High Representative Kaja Kallas went further, questioning the motivations of the veto and the Hungarian arguments: “I guess, in the time of elections, people are not that rational.”
No backing down
A roundtable session described as “heated and tense” by diplomats was not enough to get Orbán to back down. If anything, he doubled down. And leaders quickly understood the veto will most certainly remain until the Hungarian elections take place.
After the summit, the Hungarian leader went a step beyond and suggested Brussels is working with Ukraine to force a pro-Brussels government in Budapest.
“The European institutions, including parts of the Commission and the European Parliament, would like to have a change of government in Hungary. And they finance it,” he said as he departed the meeting.
The accusations are not new, but they are serious as they imply political meddling. As the campaign enters its final weeks, Orbán is intensifying his attacks on his opponent, Péter Magyar, as a puppet candidate of von der Leyen and Zelenskyy.
Before leaving Brussels, he vowed to “no money for Ukraine” until the oil flows are back and claimed he “had defended the Hungarian national interest by breaking the blockade”.
The Hungarian veto comes at a precarious time for Europe.
The United States, under President Donald Trump, has cut off all assistance to Ukraine, leaving Europeans to pick up the tab alone.
The €90 billion loan agreed in December, following contentious talks among leaders, serves as the backbone of Ukraine’s budget needs for 2026 and 2027. Without it, Ukrainian authorities have warned they may not be able to make ends meet, and that could have serious repercussions on the battlefield.
Under the original plan, Kyiv was supposed to receive the first payment in early April to avoid a sudden cut-off in foreign assistance.
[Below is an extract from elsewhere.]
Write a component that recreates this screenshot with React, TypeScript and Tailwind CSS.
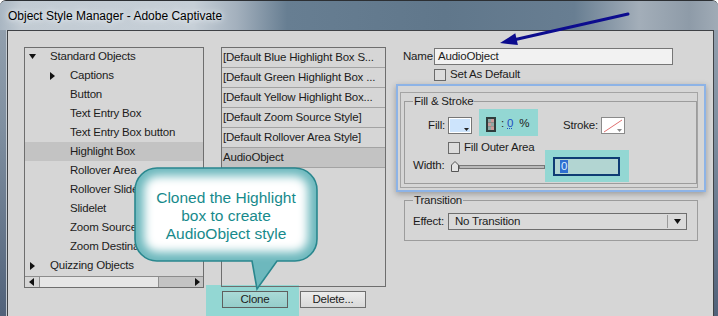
import React from "react";

const treeRows: { label: string; level: 0 | 1; arrow?: "down" | "right"; selected?: boolean }[] = [
  { label: "Standard Objects", level: 0, arrow: "down" },
  { label: "Captions", level: 1, arrow: "right" },
  { label: "Button", level: 1 },
  { label: "Text Entry Box", level: 1 },
  { label: "Text Entry Box button", level: 1 },
  { label: "Highlight Box", level: 1, selected: true },
  { label: "Rollover Area", level: 1 },
  { label: "Rollover Slide", level: 1 },
  { label: "Slidelet", level: 1 },
  { label: "Zoom Source", level: 1 },
  { label: "Zoom Destination", level: 1 },
  { label: "Quizzing Objects", level: 0, arrow: "right" },
];

const styles = [
  "[Default Blue Highlight Box S...",
  "[Default Green Highlight Box ...",
  "[Default Yellow Highlight Box...",
  "[Default Zoom Source Style]",
  "[Default Rollover Area Style]",
];

function Down() {
  return (
    <svg width="7" height="5" viewBox="0 0 7 5">
      <path d="M0,0 H7 L3.5,5 Z" fill="#111" />
    </svg>
  );
}
function Right() {
  return (
    <svg width="5" height="8" viewBox="0 0 5 8">
      <path d="M0,0 L5,4 L0,8 Z" fill="#111" />
    </svg>
  );
}
function Left() {
  return (
    <svg width="5" height="8" viewBox="0 0 5 8">
      <path d="M5,0 L0,4 L5,8 Z" fill="#111" />
    </svg>
  );
}

const CALLOUT =
  "M24,2 H162 A22,22 0 0 1 184,24 V73 A22,22 0 0 1 162,95 H144 L124,123 L119,95 H24 A22,22 0 0 1 2,73 V24 A22,22 0 0 1 24,2 Z";

export default function App() {
  return (
    <div className="relative w-[718px] h-[316px] overflow-hidden rounded-t-[6px] border-t border-[#2c2f33] bg-[linear-gradient(180deg,#97a4b1_0%,#7f8fa0_40%,#51627a_100%)] font-['Liberation_Sans',Arial,sans-serif] text-[11.5px] tracking-[-0.2px] text-[#1c1c1c]">
      {/* Title bar */}
      <div className="h-[29px] flex items-center pl-[8px] bg-[linear-gradient(90deg,#a9b6c2_0%,#c2cbd3_3%,#c6cfd7_27%,#a3b0bd_33%,#677e92_40%,#60778b_62%,#687e92_80%,#a3aeb9_89%,#8e9ba8_96%,#a0abb6_100%)]">
        <span className="text-[12px] tracking-normal text-black [text-shadow:0_0_8px_#e8edf1,0_0_4px_#e8edf1]">
          Object Style Manager - Adobe Captivate
        </span>
      </div>

      {/* Body */}
      <div className="flex h-[286px]">
        <div className="w-[7px] shrink-0 border-r border-[#c3cad1]" />
        <div className="w-[707px] shrink-0 border-l border-t border-r border-[#3f4246] bg-[#d6d6d6]">
          <div className="relative z-[2] flex items-start pl-[16px] pt-[16px]">
            {/* Tree panel */}
            <div className="w-[180px] h-[241px] border border-[#6e6e6e] flex flex-col overflow-hidden">
              <div className="-mt-[1px]">
                {treeRows.map((r) => (
                  <div
                    key={r.label}
                    className={`flex items-center h-[19px] whitespace-nowrap ${r.selected ? "bg-[#c3c3c3]" : ""}`}
                  >
                    {r.level === 0 && r.arrow === "down" && (
                      <span className="pl-[4px] mr-[14px] flex items-center"><Down /></span>
                    )}
                    {r.level === 0 && r.arrow === "right" && (
                      <span className="pl-[5px] mr-[15px] flex items-center"><Right /></span>
                    )}
                    {r.level === 1 && r.arrow === "right" && (
                      <span className="pl-[25px] mr-[15px] flex items-center"><Right /></span>
                    )}
                    {r.level === 1 && !r.arrow && <span className="w-[45px] shrink-0" />}
                    <span>{r.label}</span>
                  </div>
                ))}
              </div>
              <div className="mt-auto h-[11px] border-t border-[#8c8c8c] flex">
                <div className="w-[14px] flex items-center pl-[4px]"><Left /></div>
                <div className="w-[120px] h-full border-x border-[#8f8f8f] bg-[#e6e6e6]" />
                <div className="flex-1 bg-[#c3c3c3] flex items-center justify-end pr-[3px]"><Right /></div>
              </div>
            </div>

            {/* Styles list */}
            <div className="ml-[17px] w-[165px] flex flex-col">
              <div className="h-[240px] border border-[#6e6e6e] overflow-hidden">
                {styles.map((s) => (
                  <div key={s} className="h-[20px] leading-[19px] border-b border-[#a3a3a3] pl-[1px] whitespace-nowrap overflow-hidden">
                    {s}
                  </div>
                ))}
                <div className="h-[20px] leading-[19px] border-b border-[#a3a3a3] pl-[1px] bg-[#c3c3c3]">AudioObject</div>
              </div>
              <div className="mt-[4px] flex pl-[1px] gap-[12px]">
                <div className="w-[66px] h-[17px] border border-[#5f5f5f] bg-[linear-gradient(180deg,#aadad7,#95cdca)] flex items-center justify-center">
                  Clone
                </div>
                <div className="w-[66px] h-[17px] border border-[#6f6f6f] bg-[linear-gradient(180deg,#ececec,#d9d9d9)] flex items-center justify-center">
                  Delete...
                </div>
              </div>
            </div>

            {/* Right column */}
            <div className="ml-[4px] w-[322px] flex flex-col">
              <div className="mt-[1px] flex items-center h-[17px]">
                <span className="w-[44px] pl-[13px]">Name</span>
                <div className="w-[239px] h-[17px] border border-[#767676] bg-[#f2f2f2] pl-[3px] leading-[15px]">AudioObject</div>
              </div>
              <div className="mt-[4px] flex items-center h-[12px] pl-[44px]">
                <div className="w-[12px] h-[12px] border border-[#6a6a6a] bg-[#dcdcdc]" />
                <span className="ml-[4px]">Set As Default</span>
              </div>

              <div className="mt-[11px] ml-[10px] w-[298px] h-[96px] border border-[#a4a4a4] pt-[1px] pl-[3px]">
                <fieldset className="w-[293px] border border-[#9c9c9c] pl-[8px] pb-[1px]">
                  <legend className="px-[1px] leading-[14px]">Fill &amp; Stroke</legend>
                  <div className="mt-[1px] flex items-start h-[27px]">
                    <span className="w-[35px] h-[17px] mt-[8px] leading-[17px] text-right pr-[3px]">Fill:</span>
                    <div className="relative mt-[8px] w-[24px] h-[17px] border border-[#767676] bg-white p-[1px]">
                      <div className="w-full h-full bg-[#cde4fc]" />
                      <svg className="absolute right-[2px] bottom-[2px]" width="5" height="3" viewBox="0 0 5 3">
                        <path d="M0,0 H5 L2.5,3 Z" fill="#222" />
                      </svg>
                    </div>
                    <div className="ml-[7px] w-[59px] h-[27px] bg-[#93d7d3] flex items-center pl-[7px]">
                      <svg width="10" height="15" viewBox="0 0 10 15" className="mt-[3px]">
                        <rect x="0" y="0" width="10" height="15" fill="#2f3d3d" />
                        <rect x="2" y="2" width="3" height="3.6" fill="#8fa9a6" />
                        <rect x="5" y="2" width="3" height="3.6" fill="#c99a9a" />
                        <rect x="2" y="5.6" width="3" height="3.6" fill="#c99a9a" />
                        <rect x="5" y="5.6" width="3" height="3.6" fill="#8fa9a6" />
                        <rect x="2" y="9.2" width="3" height="3.8" fill="#8fa9a6" />
                        <rect x="5" y="9.2" width="3" height="3.8" fill="#c99a9a" />
                      </svg>
                      <span className="ml-[5px] mt-[2px]">:</span>
                      <span className="ml-[3px] mt-[2px] text-[#1f4fc4] underline decoration-dotted">0</span>
                      <span className="ml-[6px] mt-[2px]">%</span>
                    </div>
                    <span className="ml-[25px] w-[38px] mt-[8px] leading-[17px]">Stroke:</span>
                    <div className="relative mt-[8px] w-[24px] h-[17px] border border-[#8a8a8a] bg-white">
                      <svg className="absolute inset-0" width="22" height="15" viewBox="0 0 22 15">
                        <path d="M2,14 L20,2" stroke="#e07070" strokeWidth="1" />
                        <path d="M15,11 H20 L17.5,14 Z" fill="#8a8a8a" />
                      </svg>
                    </div>
                  </div>
                  <div className="mt-[6px] flex items-center h-[12px] pl-[35px]">
                    <div className="w-[12px] h-[12px] border border-[#6a6a6a] bg-[#dcdcdc]" />
                    <span className="ml-[4px]">Fill Outer Area</span>
                  </div>
                  <div className="-mt-[4px] flex items-center h-[32px]">
                    <span className="w-[38px]">Width:</span>
                    <svg width="8" height="11" viewBox="0 0 8 11" className="mt-[1px]">
                      <path d="M0.5,10.5 V4 L4,0.5 L7.5,4 V10.5 Z" fill="#e4e4e4" stroke="#555" />
                    </svg>
                    <div className="w-[86px] h-[4px] border border-[#777] bg-[#b9b9b9] mt-[1px]" />
                    <div className="w-[84px] h-[32px] bg-[#93d7d3] flex items-center pl-[8px]">
                      <div className="w-[67px] h-[19px] border-2 border-[#0f3c74] bg-[#b2d5d2] flex items-center pl-[5px]">
                        <span className="bg-[#2f6fd0] text-[#d8ecff] px-[1px] leading-[13px]">0</span>
                      </div>
                    </div>
                  </div>
                </fieldset>
              </div>

              <fieldset className="mt-[5px] ml-[14px] w-[294px] border border-[#9c9c9c] pl-[8px] pb-[10px]">
                <legend className="px-[1px] leading-[14px]">Transition</legend>
                <div className="mt-[6px] flex items-center h-[17px]">
                  <span className="w-[35px]">Effect:</span>
                  <div className="w-[239px] h-[17px] border border-[#6e6e6e] bg-[#dadada] flex items-center">
                    <span className="flex-1 pl-[6px]">No Transition</span>
                    <div className="w-px h-[13px] bg-[#9a9a9a]" />
                    <div className="w-[18px] flex items-center justify-center">
                      <svg width="7" height="5" viewBox="0 0 7 5">
                        <path d="M0,0 H7 L3.5,5 Z" fill="#111" />
                      </svg>
                    </div>
                  </div>
                </div>
              </fieldset>
            </div>
          </div>
        </div>
      </div>

      {/* Teal highlight behind Clone */}
      <div className="absolute left-[206px] top-[284px] w-[93px] h-[32px] bg-[#93d7d3] z-[1]" />

      {/* Blue highlight box */}
      <div className="absolute left-[396px] top-[83px] w-[310px] h-[108px] border-2 border-[#8db3e6] shadow-[0_2px_6px_rgba(0,0,0,0.28)] z-[3]" />

      {/* Callout */}
      <svg className="absolute left-[133px] top-[165px] z-[5]" width="190" height="126" viewBox="0 0 190 126">
        <defs>
          <clipPath id="calloutClip">
            <path d={CALLOUT} />
          </clipPath>
          <filter id="calloutBlur" x="-30%" y="-30%" width="160%" height="160%">
            <feGaussianBlur stdDeviation="5" />
          </filter>
        </defs>
        <path d={CALLOUT} fill="#6db8bd" />
        <g clipPath="url(#calloutClip)">
          <rect x="11" y="10" width="164" height="76" rx="14" fill="#ffffff" filter="url(#calloutBlur)" />
        </g>
        <path d={CALLOUT} fill="none" stroke="#2a878e" strokeWidth="1.6" />
      </svg>
      <div className="absolute left-[135px] top-[188px] w-[182px] z-[6] text-center text-[15.5px] leading-[18px] tracking-normal text-[#178a8c]">
        Cloned the Highlight
        <br />
        box to create
        <br />
        AudioObject style
      </div>

      {/* Arrow */}
      <svg className="absolute left-[495px] top-[8px] z-[7]" width="140" height="42" viewBox="0 0 140 42">
        <path d="M133,5 L21.6,30.2" stroke="#0c0c8e" strokeWidth="3" strokeLinecap="round" />
        <path d="M5,34 L22.9,36.05 L20.3,24.35 Z" fill="#0c0c8e" />
      </svg>
    </div>
  );
}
But the veto, coupled with the Hungarian vote, has thrown that timeline into disarray.
Although opinion polls show Orbán trailing Magyar by double digits, he could still win as the gap narrows ahead of the vote and prolong the veto even further.
To make matters more difficult, Slovak Prime Minister Robert Fico, whose country is also connected to Druzhba, has warned that he will continue the blockage if Orbán loses the elections and the pipeline is not repaired.
The dispute poses an exceptionally complex challenge for Brussels, which is caught between safeguarding energy security for member states and supporting Ukraine.
For António Costa, the person tasked with ensuring that decisions taken by EU leaders are upheld, Orbán’s defiance threatens to undercut his authority.
“It’s completely unacceptable what Hungary is doing,” Costa said on Thursday. “And this behaviour cannot be accepted by the leaders.”